Print every entry word for word, but omit the pictures.

# start of RECORDS TO PROCESS

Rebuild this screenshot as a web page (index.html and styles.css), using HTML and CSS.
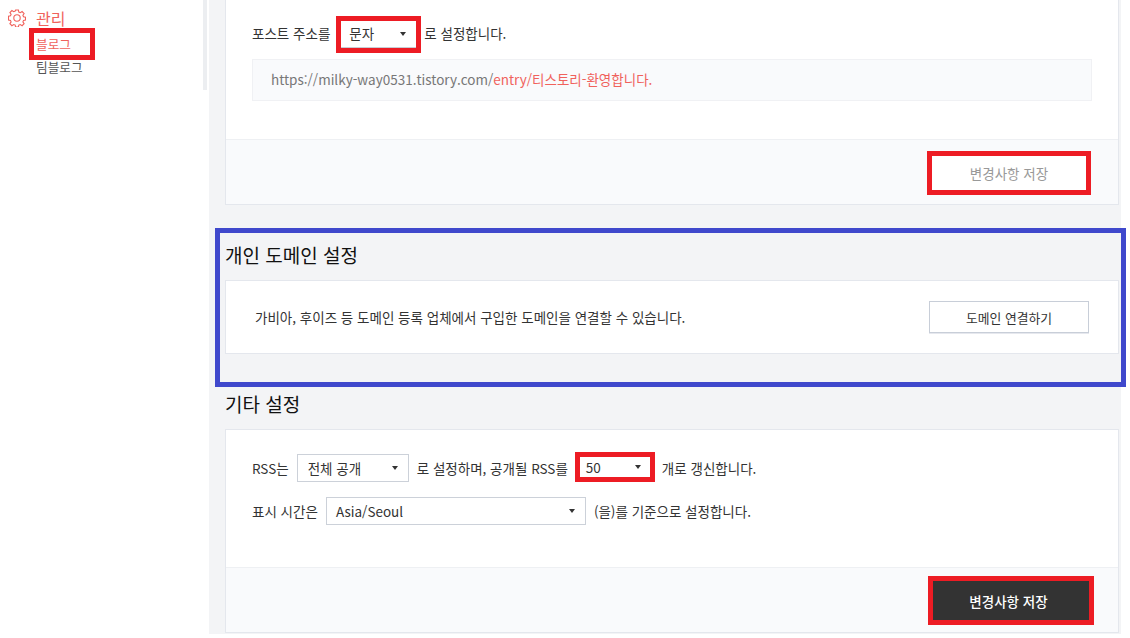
FILE: index.html
```html
<!DOCTYPE html>
<html lang="ko">
<head>
  <meta charset="UTF-8">
  <meta name="viewport" content="width=device-width, initial-scale=1.0">
  <title>블로그 관리</title>
  <link rel="stylesheet" href="styles.css">
</head>
<body>
  <aside class="sidebar">
    <div class="menu-title">
      <svg class="gear" viewBox="0 0 18 18" width="18" height="18" fill="none" stroke="#f0625c" stroke-width="1.1">
        <path d="M7.6 1h2.8l.4 2.1 1.5.6 1.8-1.2 2 2-1.2 1.8.6 1.5 2 .4v2.8l-2 .4-.6 1.5 1.2 1.8-2 2-1.8-1.2-1.5.6-.4 2H7.6l-.4-2-1.5-.6-1.8 1.2-2-2 1.2-1.8-.6-1.5-2-.4V7.200l2-.4.6-1.500-1.200-1.800 2-2 1.800 1.200 1.500-.6z"/>
        <circle cx="9" cy="9" r="3.200"/>
      </svg>
      <span>관리</span>
    </div>
    <ul class="submenu">
      <li class="active">블로그</li>
      <li>팀블로그</li>
    </ul>
    <div class="side-scroll"></div>
  </aside>

  <main class="content">
    <section class="card card-top">
      <div class="card-body">
        <div class="row">
          포스트 주소를
          <div class="select select-flat mark">문자<i class="caret"></i></div>
          로 설정합니다.
        </div>
        <div class="url-box">https://milky-way0531.tistory.com/<span class="accent">entry/티스토리-환영합니다.</span></div>
      </div>
      <div class="card-foot">
        <button class="btn btn-off mark">변경사항 저장</button>
      </div>
    </section>

    <section class="domain">
      <h3>개인 도메인 설정</h3>
      <div class="card domain-card">
        <p>가비아, 후이즈 등 도메인 등록 업체에서 구입한 도메인을 연결할 수 있습니다.</p>
        <button class="btn btn-line">도메인 연결하기</button>
      </div>
      <div class="blue-mark"></div>
    </section>

    <section class="etc">
      <h3>기타 설정</h3>
      <div class="card">
        <div class="card-body etc-body">
          <div class="row">
            RSS는
            <div class="select select-rss">전체 공개<i class="caret"></i></div>
            로 설정하며, 공개될 RSS를
            <div class="select select-count mark">50<i class="caret"></i></div>
            개로 갱신합니다.
          </div>
          <div class="row">
            표시 시간은
            <div class="select select-zone">Asia/Seoul<i class="caret"></i></div>
            (을)를 기준으로 설정합니다.
          </div>
        </div>
        <div class="card-foot">
          <button class="btn btn-dark mark">변경사항 저장</button>
        </div>
      </div>
    </section>
  </main>
</body>
</html>
```

FILE: styles.css
```css
html, body {
  height: 100%;
}
body {
  margin: 0;
  display: flex;
  overflow: hidden;
  background: #fff;
  color: #333;
  font-family: "Noto Sans CJK KR", "Noto Sans", sans-serif;
  font-size: 13.5px;
}
h3 {
  margin: 0;
  font-size: 19px;
  font-weight: 400;
  color: #111;
}

/* sidebar */
.sidebar {
  position: relative;
  width: 209px;
  flex-shrink: 0;
}
.menu-title {
  display: flex;
  align-items: center;
  gap: 10px;
  padding: 7px 0 0 8px;
  height: 21px;
  font-size: 16px;
  color: #f0625c;
}
.submenu {
  list-style: none;
  margin: 7px 0 0 36px;
  padding: 0;
  font-size: 12.7px;
  line-height: 18px;
  color: #555;
}
.submenu li {
  height: 23px;
}
.submenu .active {
  color: #f0625c;
}
.submenu .active::after {
  content: "";
  position: absolute;
  left: 29px;
  top: 28px;
  width: 56px;
  height: 22px;
  border: 5px solid #ed1c24;
}
.side-scroll {
  position: absolute;
  top: 0;
  left: 203px;
  width: 4px;
  height: 90px;
  background: #eceef1;
}

/* main column */
.content {
  width: 894px;
  height: 634px;
  padding: 0 2px 0 16px;
  background: #f3f4f6;
  flex-shrink: 0;
}
.card {
  background: #fff;
  border: 1px solid #e4e7ed;
}
.card-top {
  height: 205px;
  border-top: 0;
  box-sizing: border-box;
}
.card-body {
  height: 139px;
  padding: 0 26px;
  box-sizing: border-box;
}
.card-foot {
  display: flex;
  justify-content: flex-end;
  box-sizing: border-box;
  height: 65px;
  padding: 16px 32px 0 0;
  background: #f9fafc;
  border-top: 1px solid #eef0f3;
}
.row {
  display: flex;
  align-items: center;
  gap: 8px;
  height: 28px;
  white-space: nowrap;
}
.card-top .row {
  padding-top: 19px;
}
.url-box {
  box-sizing: border-box;
  height: 42px;
  margin-top: 12px;
  padding-left: 18px;
  background: #f9fafc;
  border: 1px solid #f0f1f4;
  color: #777;
  line-height: 38px;
}
.accent {
  color: #f0625c;
}

/* selects */
.select {
  position: relative;
  box-sizing: border-box;
  height: 28px;
  padding-left: 10px;
  background: #fff;
  border: 1px solid #ccd1d9;
  line-height: 26px;
  color: #333;
}
.caret {
  position: absolute;
  right: 10px;
  top: 11px;
  border: 3px solid transparent;
  border-top: 4px solid #333;
  border-bottom: 0;
}
.select-flat {
  width: 75px;
  height: 27px;
  margin: 3px 0 0 3px;
  padding-left: 8px;
  border: 0;
  border-bottom: 1px solid #c8ccd4;
  line-height: 24px;
}
.select-rss {
  width: 112px;
}
.select-count {
  width: 70px;
  height: 20px;
  margin: 0 4px 2px;
  padding-left: 6px;
  border: 0;
  line-height: 20px;
}
.select-count .caret {
  top: 8px;
  right: 9px;
}
.select-zone {
  width: 260px;
  padding-left: 9px;
}

/* buttons */
.btn {
  box-sizing: border-box;
  height: 32px;
  background: #fff;
  border: 0;
  font: inherit;
  cursor: pointer;
}
.btn-off {
  width: 154px;
  height: 34px;
  color: #999;
}
.btn-line {
  width: 160px;
  font-size: 12.8px;
  color: #333;
  border: 1px solid #c8ced8;
  box-shadow: 0 1px 0 #e6e8ee;
}
.btn-dark {
  width: 156px;
  height: 39px;
  margin: -3px -3px 0 0;
  padding-right: 11px;
  background: #333;
  color: #fff;
  font-weight: 500;
}
.mark {
  outline: 5px solid #ed1c24;
}

/* domain block */
.domain {
  position: relative;
  height: 180px;
}
.domain h3 {
  padding-top: 36px;
  height: 39px;
  line-height: 27px;
}
.domain-card {
  display: flex;
  align-items: center;
  justify-content: space-between;
  box-sizing: border-box;
  height: 74px;
  padding: 0 29px;
}
.domain-card p {
  margin: 0;
}
.blue-mark {
  position: absolute;
  left: -10px;
  right: -7px;
  top: 23px;
  height: 149px;
  border: 5px solid #3f48cc;
}

/* etc block */
.etc h3 {
  height: 44px;
  line-height: 38px;
}
.etc-body {
  padding-top: 24px;
  height: 137px;
}
.etc-body .row + .row {
  margin-top: 15px;
}
```
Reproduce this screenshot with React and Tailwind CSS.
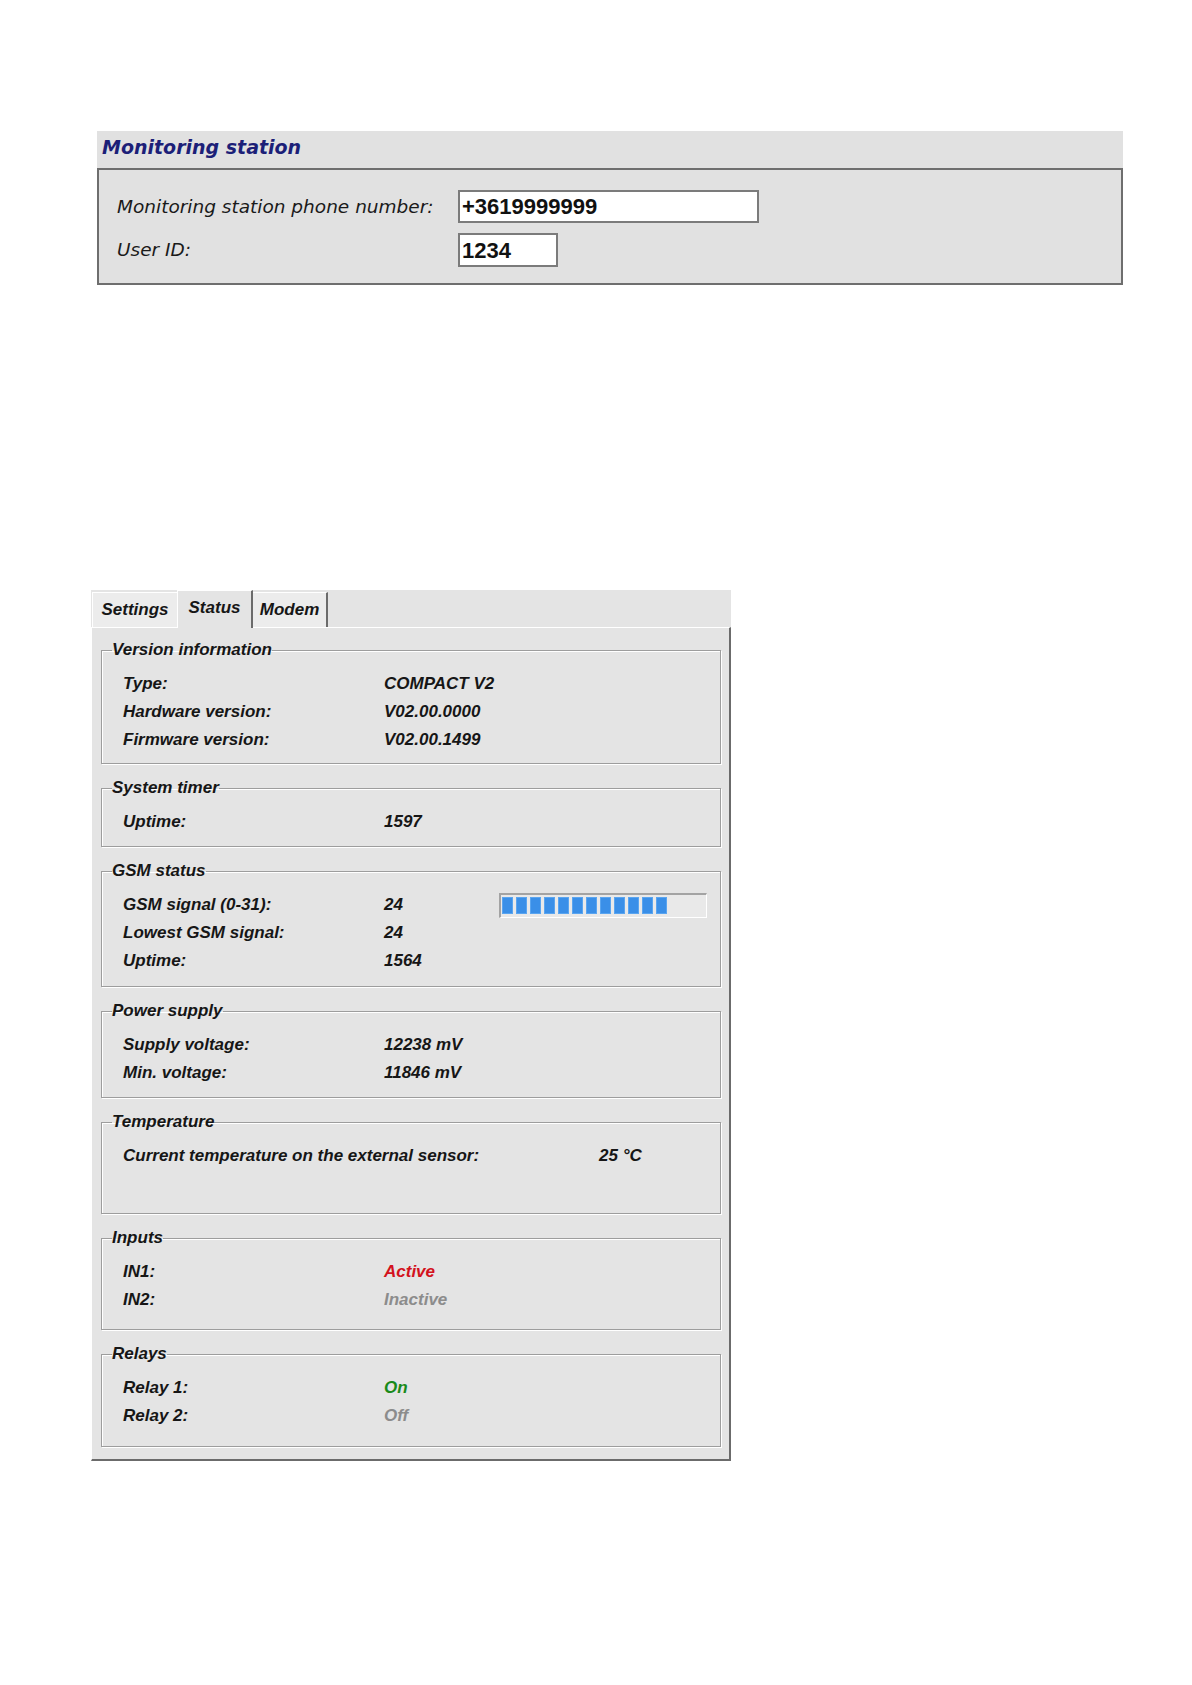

# end of RECORDS TO PROCESS

OUTPUT FOR THIS TASK:
Rebuild this screenshot as a web page (index.html and styles.css), using HTML and CSS.
FILE: index.html
```html
<!DOCTYPE html>
<html lang="ko">
<head>
  <meta charset="UTF-8">
  <meta name="viewport" content="width=device-width, initial-scale=1.0">
  <title>블로그 관리</title>
  <link rel="stylesheet" href="styles.css">
</head>
<body>
  <aside class="sidebar">
    <div class="menu-title">
      <svg class="gear" viewBox="0 0 18 18" width="18" height="18" fill="none" stroke="#f0625c" stroke-width="1.1">
        <path d="M7.6 1h2.8l.4 2.1 1.5.6 1.8-1.2 2 2-1.2 1.8.6 1.5 2 .4v2.8l-2 .4-.6 1.5 1.2 1.8-2 2-1.8-1.2-1.5.6-.4 2H7.6l-.4-2-1.5-.6-1.8 1.2-2-2 1.2-1.8-.6-1.5-2-.4V7.200l2-.4.6-1.500-1.200-1.800 2-2 1.800 1.200 1.500-.6z"/>
        <circle cx="9" cy="9" r="3.200"/>
      </svg>
      <span>관리</span>
    </div>
    <ul class="submenu">
      <li class="active">블로그</li>
      <li>팀블로그</li>
    </ul>
    <div class="side-scroll"></div>
  </aside>

  <main class="content">
    <section class="card card-top">
      <div class="card-body">
        <div class="row">
          포스트 주소를
          <div class="select select-flat mark">문자<i class="caret"></i></div>
          로 설정합니다.
        </div>
        <div class="url-box">https://milky-way0531.tistory.com/<span class="accent">entry/티스토리-환영합니다.</span></div>
      </div>
      <div class="card-foot">
        <button class="btn btn-off mark">변경사항 저장</button>
      </div>
    </section>

    <section class="domain">
      <h3>개인 도메인 설정</h3>
      <div class="card domain-card">
        <p>가비아, 후이즈 등 도메인 등록 업체에서 구입한 도메인을 연결할 수 있습니다.</p>
        <button class="btn btn-line">도메인 연결하기</button>
      </div>
      <div class="blue-mark"></div>
    </section>

    <section class="etc">
      <h3>기타 설정</h3>
      <div class="card">
        <div class="card-body etc-body">
          <div class="row">
            RSS는
            <div class="select select-rss">전체 공개<i class="caret"></i></div>
            로 설정하며, 공개될 RSS를
            <div class="select select-count mark">50<i class="caret"></i></div>
            개로 갱신합니다.
          </div>
          <div class="row">
            표시 시간은
            <div class="select select-zone">Asia/Seoul<i class="caret"></i></div>
            (을)를 기준으로 설정합니다.
          </div>
        </div>
        <div class="card-foot">
          <button class="btn btn-dark mark">변경사항 저장</button>
        </div>
      </div>
    </section>
  </main>
</body>
</html>
```

FILE: styles.css
```css
html, body {
  height: 100%;
}
body {
  margin: 0;
  display: flex;
  overflow: hidden;
  background: #fff;
  color: #333;
  font-family: "Noto Sans CJK KR", "Noto Sans", sans-serif;
  font-size: 13.5px;
}
h3 {
  margin: 0;
  font-size: 19px;
  font-weight: 400;
  color: #111;
}

/* sidebar */
.sidebar {
  position: relative;
  width: 209px;
  flex-shrink: 0;
}
.menu-title {
  display: flex;
  align-items: center;
  gap: 10px;
  padding: 7px 0 0 8px;
  height: 21px;
  font-size: 16px;
  color: #f0625c;
}
.submenu {
  list-style: none;
  margin: 7px 0 0 36px;
  padding: 0;
  font-size: 12.7px;
  line-height: 18px;
  color: #555;
}
.submenu li {
  height: 23px;
}
.submenu .active {
  color: #f0625c;
}
.submenu .active::after {
  content: "";
  position: absolute;
  left: 29px;
  top: 28px;
  width: 56px;
  height: 22px;
  border: 5px solid #ed1c24;
}
.side-scroll {
  position: absolute;
  top: 0;
  left: 203px;
  width: 4px;
  height: 90px;
  background: #eceef1;
}

/* main column */
.content {
  width: 894px;
  height: 634px;
  padding: 0 2px 0 16px;
  background: #f3f4f6;
  flex-shrink: 0;
}
.card {
  background: #fff;
  border: 1px solid #e4e7ed;
}
.card-top {
  height: 205px;
  border-top: 0;
  box-sizing: border-box;
}
.card-body {
  height: 139px;
  padding: 0 26px;
  box-sizing: border-box;
}
.card-foot {
  display: flex;
  justify-content: flex-end;
  box-sizing: border-box;
  height: 65px;
  padding: 16px 32px 0 0;
  background: #f9fafc;
  border-top: 1px solid #eef0f3;
}
.row {
  display: flex;
  align-items: center;
  gap: 8px;
  height: 28px;
  white-space: nowrap;
}
.card-top .row {
  padding-top: 19px;
}
.url-box {
  box-sizing: border-box;
  height: 42px;
  margin-top: 12px;
  padding-left: 18px;
  background: #f9fafc;
  border: 1px solid #f0f1f4;
  color: #777;
  line-height: 38px;
}
.accent {
  color: #f0625c;
}

/* selects */
.select {
  position: relative;
  box-sizing: border-box;
  height: 28px;
  padding-left: 10px;
  background: #fff;
  border: 1px solid #ccd1d9;
  line-height: 26px;
  color: #333;
}
.caret {
  position: absolute;
  right: 10px;
  top: 11px;
  border: 3px solid transparent;
  border-top: 4px solid #333;
  border-bottom: 0;
}
.select-flat {
  width: 75px;
  height: 27px;
  margin: 3px 0 0 3px;
  padding-left: 8px;
  border: 0;
  border-bottom: 1px solid #c8ccd4;
  line-height: 24px;
}
.select-rss {
  width: 112px;
}
.select-count {
  width: 70px;
  height: 20px;
  margin: 0 4px 2px;
  padding-left: 6px;
  border: 0;
  line-height: 20px;
}
.select-count .caret {
  top: 8px;
  right: 9px;
}
.select-zone {
  width: 260px;
  padding-left: 9px;
}

/* buttons */
.btn {
  box-sizing: border-box;
  height: 32px;
  background: #fff;
  border: 0;
  font: inherit;
  cursor: pointer;
}
.btn-off {
  width: 154px;
  height: 34px;
  color: #999;
}
.btn-line {
  width: 160px;
  font-size: 12.8px;
  color: #333;
  border: 1px solid #c8ced8;
  box-shadow: 0 1px 0 #e6e8ee;
}
.btn-dark {
  width: 156px;
  height: 39px;
  margin: -3px -3px 0 0;
  padding-right: 11px;
  background: #333;
  color: #fff;
  font-weight: 500;
}
.mark {
  outline: 5px solid #ed1c24;
}

/* domain block */
.domain {
  position: relative;
  height: 180px;
}
.domain h3 {
  padding-top: 36px;
  height: 39px;
  line-height: 27px;
}
.domain-card {
  display: flex;
  align-items: center;
  justify-content: space-between;
  box-sizing: border-box;
  height: 74px;
  padding: 0 29px;
}
.domain-card p {
  margin: 0;
}
.blue-mark {
  position: absolute;
  left: -10px;
  right: -7px;
  top: 23px;
  height: 149px;
  border: 5px solid #3f48cc;
}

/* etc block */
.etc h3 {
  height: 44px;
  line-height: 38px;
}
.etc-body {
  padding-top: 24px;
  height: 137px;
}
.etc-body .row + .row {
  margin-top: 15px;
}
```
Reproduce this screenshot with React and Tailwind CSS.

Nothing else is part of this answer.